- Venue: Olympic Training Center
- Start date: October 23, 2023
- End date: October 27, 2023
- Competitors: 14 from 14 nations

Medalists
| Gold medal | Jucielen Romeu | Brazil |
| Silver medal | Valeria Arboleda | Colombia |
| Bronze medal | Omailyn Alcalá | Venezuela |
| Bronze medal | Ashleyann Lozada | Puerto Rico |

= Boxing at the 2023 Pan American Games – Women's 57 kg =

The Women's 57 kg competition of the boxing events at the 2023 Pan American Games in Santiago, Chile, was held between October 23 and 27 at the Olympic Training Center. A total of 14 boxers from 14 NOC's competed.

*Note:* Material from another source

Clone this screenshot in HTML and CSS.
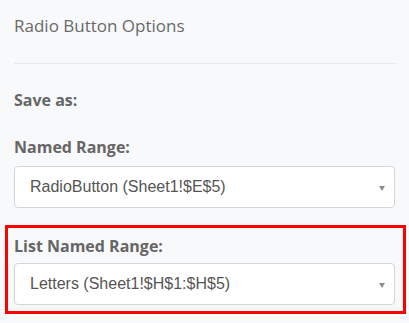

The four semifinalists will qualify for the 2024 Summer Olympics in Paris, France.

==Qualification==

There was a quota of 130 boxers to compete at the games (ten per event). The host nation (Chile) received automatic qualification spots for all events. The remainder of the spots were awarded through various qualifying tournaments. However, the International Olympic Committee later decided the competition was an open registration event, meaning any NOC could enter a boxer into the event.

==Competition format==
Like all Pan American boxing events, the competition is a straight single-elimination tournament. Both semifinal losers are awarded bronze medals, so no boxers compete again after their first loss. Bouts consist of 3 rounds "10-point must" scoring system used, where the winner of each round must be awarded 10 points and the loser a lesser amount, and the elimination of the padded headgear. Five judges scored each bout. The winner will be the boxer who scored the most at the end of the match.